GIVEN EXERCISE:
Using the data below, tally the lines that include the string "React". Only the number is wanted.

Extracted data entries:
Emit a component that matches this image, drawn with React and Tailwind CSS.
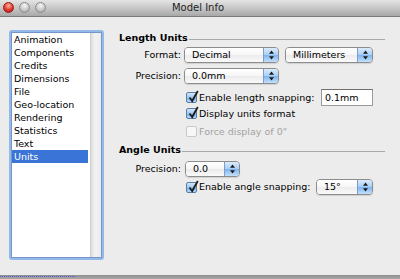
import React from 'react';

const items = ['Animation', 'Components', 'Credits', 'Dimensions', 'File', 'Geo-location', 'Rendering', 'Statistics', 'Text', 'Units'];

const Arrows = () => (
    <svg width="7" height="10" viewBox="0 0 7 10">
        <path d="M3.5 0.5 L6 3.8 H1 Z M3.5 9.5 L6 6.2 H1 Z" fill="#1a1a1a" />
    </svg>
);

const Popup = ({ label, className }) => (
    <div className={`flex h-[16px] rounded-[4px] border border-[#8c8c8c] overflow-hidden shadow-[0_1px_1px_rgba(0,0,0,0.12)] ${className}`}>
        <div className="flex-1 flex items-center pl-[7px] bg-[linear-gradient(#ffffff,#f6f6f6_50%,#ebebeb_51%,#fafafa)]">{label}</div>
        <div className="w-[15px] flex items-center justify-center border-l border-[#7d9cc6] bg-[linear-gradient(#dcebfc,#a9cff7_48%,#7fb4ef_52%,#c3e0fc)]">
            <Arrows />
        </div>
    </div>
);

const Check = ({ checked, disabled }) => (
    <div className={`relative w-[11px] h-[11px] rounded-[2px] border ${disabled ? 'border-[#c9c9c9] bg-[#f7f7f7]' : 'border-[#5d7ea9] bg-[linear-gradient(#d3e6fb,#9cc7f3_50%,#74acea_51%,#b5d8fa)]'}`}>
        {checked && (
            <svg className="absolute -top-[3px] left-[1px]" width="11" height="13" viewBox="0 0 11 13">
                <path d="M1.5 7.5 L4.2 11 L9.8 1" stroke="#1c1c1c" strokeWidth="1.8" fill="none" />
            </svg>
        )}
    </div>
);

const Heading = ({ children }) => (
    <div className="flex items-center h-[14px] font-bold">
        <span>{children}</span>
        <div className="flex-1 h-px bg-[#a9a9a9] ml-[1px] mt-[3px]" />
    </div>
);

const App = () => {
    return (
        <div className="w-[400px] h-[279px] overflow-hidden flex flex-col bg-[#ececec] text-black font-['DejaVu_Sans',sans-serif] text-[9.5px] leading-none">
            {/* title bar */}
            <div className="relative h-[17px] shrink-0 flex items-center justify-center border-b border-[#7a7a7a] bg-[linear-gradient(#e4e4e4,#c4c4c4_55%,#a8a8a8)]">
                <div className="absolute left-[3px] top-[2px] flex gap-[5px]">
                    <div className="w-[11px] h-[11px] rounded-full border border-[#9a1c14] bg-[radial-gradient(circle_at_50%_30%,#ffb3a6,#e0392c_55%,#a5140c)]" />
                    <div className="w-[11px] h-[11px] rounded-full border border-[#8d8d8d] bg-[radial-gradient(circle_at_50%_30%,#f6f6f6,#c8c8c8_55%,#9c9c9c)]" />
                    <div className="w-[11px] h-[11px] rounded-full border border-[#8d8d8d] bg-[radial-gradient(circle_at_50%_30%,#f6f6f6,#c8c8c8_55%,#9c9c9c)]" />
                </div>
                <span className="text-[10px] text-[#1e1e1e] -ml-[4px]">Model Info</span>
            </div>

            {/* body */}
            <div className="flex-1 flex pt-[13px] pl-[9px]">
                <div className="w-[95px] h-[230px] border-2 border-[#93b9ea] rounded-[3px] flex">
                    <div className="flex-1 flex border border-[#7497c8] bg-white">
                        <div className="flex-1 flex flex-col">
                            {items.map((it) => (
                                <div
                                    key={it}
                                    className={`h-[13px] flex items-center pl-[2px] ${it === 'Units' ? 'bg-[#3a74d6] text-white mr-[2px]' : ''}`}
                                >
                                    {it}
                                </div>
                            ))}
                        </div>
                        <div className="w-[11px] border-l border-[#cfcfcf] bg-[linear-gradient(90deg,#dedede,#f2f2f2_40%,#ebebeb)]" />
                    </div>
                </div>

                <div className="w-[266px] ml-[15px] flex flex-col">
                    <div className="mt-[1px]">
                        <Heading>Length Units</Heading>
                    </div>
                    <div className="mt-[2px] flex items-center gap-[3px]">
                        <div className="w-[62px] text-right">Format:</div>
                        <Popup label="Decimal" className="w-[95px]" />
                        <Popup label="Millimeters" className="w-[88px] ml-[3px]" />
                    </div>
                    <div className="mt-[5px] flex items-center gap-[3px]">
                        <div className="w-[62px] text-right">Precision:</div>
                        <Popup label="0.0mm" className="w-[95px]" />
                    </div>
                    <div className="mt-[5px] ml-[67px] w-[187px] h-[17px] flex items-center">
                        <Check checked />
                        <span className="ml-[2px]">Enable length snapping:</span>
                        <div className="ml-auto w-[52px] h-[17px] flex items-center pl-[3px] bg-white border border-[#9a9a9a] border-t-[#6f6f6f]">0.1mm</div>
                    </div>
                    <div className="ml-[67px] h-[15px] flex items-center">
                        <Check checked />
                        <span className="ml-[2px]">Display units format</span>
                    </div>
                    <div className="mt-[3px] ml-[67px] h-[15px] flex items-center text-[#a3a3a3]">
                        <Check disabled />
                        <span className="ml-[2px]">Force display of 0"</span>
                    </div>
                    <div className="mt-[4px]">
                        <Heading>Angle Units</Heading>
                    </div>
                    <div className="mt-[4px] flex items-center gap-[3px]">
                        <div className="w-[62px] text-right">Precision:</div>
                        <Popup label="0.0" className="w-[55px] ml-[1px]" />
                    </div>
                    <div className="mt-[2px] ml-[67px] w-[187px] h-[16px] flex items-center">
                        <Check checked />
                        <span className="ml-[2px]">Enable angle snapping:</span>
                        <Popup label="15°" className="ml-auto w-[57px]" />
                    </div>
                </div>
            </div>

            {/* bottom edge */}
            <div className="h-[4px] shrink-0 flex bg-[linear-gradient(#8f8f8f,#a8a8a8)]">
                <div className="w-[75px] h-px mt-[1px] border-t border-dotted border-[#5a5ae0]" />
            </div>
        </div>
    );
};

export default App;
* * *
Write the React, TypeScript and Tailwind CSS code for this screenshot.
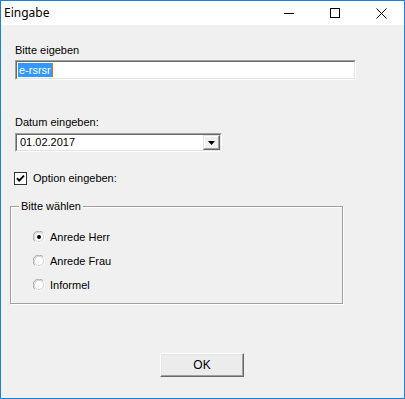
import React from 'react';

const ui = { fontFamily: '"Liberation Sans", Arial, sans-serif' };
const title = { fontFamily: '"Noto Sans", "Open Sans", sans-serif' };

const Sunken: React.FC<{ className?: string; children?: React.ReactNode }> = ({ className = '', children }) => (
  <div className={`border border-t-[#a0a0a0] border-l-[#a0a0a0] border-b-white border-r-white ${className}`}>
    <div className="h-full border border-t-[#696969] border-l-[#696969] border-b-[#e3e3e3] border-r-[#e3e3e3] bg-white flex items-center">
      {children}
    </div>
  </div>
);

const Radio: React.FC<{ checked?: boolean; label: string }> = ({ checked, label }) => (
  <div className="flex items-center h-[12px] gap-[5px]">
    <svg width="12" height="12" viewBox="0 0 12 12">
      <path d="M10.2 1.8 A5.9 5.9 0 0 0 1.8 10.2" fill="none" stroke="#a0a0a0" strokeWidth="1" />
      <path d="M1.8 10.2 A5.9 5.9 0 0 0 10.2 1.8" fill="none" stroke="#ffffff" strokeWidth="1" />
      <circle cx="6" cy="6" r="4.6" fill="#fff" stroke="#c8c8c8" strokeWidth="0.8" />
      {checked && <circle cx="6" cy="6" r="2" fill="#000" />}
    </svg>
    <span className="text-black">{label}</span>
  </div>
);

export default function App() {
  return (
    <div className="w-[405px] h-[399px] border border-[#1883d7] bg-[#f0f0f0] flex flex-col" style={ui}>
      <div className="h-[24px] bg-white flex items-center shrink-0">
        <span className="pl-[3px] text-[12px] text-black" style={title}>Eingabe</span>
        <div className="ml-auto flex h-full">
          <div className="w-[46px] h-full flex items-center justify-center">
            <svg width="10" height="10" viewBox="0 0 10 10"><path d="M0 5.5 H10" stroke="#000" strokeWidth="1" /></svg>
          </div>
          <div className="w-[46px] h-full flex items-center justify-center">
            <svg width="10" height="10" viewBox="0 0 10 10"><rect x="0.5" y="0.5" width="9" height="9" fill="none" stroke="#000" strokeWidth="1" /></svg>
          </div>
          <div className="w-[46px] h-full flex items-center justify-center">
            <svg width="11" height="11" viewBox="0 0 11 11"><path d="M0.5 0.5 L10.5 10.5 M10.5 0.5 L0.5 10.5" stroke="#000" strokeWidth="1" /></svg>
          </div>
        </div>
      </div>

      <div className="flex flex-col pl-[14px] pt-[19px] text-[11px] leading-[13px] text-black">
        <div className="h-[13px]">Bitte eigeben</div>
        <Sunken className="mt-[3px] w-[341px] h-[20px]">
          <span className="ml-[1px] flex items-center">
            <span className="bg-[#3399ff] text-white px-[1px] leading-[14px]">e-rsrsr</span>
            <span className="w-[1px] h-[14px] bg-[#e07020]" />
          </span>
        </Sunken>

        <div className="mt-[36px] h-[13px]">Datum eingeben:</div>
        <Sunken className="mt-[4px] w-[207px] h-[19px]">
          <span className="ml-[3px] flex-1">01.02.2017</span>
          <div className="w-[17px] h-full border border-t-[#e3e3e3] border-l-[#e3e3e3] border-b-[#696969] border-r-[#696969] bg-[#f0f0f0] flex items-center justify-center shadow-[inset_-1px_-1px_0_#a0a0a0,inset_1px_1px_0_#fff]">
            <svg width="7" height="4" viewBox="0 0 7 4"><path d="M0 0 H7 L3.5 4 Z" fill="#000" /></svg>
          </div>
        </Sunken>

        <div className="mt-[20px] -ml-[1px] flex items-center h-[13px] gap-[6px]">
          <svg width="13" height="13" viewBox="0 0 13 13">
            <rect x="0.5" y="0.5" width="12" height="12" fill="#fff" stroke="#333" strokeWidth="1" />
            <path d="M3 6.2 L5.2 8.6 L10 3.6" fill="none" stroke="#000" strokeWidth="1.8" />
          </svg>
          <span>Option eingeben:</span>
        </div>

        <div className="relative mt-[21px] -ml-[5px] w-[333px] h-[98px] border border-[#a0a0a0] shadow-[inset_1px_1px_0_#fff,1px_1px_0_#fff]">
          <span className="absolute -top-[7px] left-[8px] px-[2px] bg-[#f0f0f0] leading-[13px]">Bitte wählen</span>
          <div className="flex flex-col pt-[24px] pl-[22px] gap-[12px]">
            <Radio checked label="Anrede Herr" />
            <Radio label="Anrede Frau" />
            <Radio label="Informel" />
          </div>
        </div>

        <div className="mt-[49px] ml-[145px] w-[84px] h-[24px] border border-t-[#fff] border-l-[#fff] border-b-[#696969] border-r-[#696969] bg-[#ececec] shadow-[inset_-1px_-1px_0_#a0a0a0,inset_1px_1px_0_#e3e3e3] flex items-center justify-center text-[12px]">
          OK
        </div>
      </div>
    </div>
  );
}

SOLUTION BELOW:
6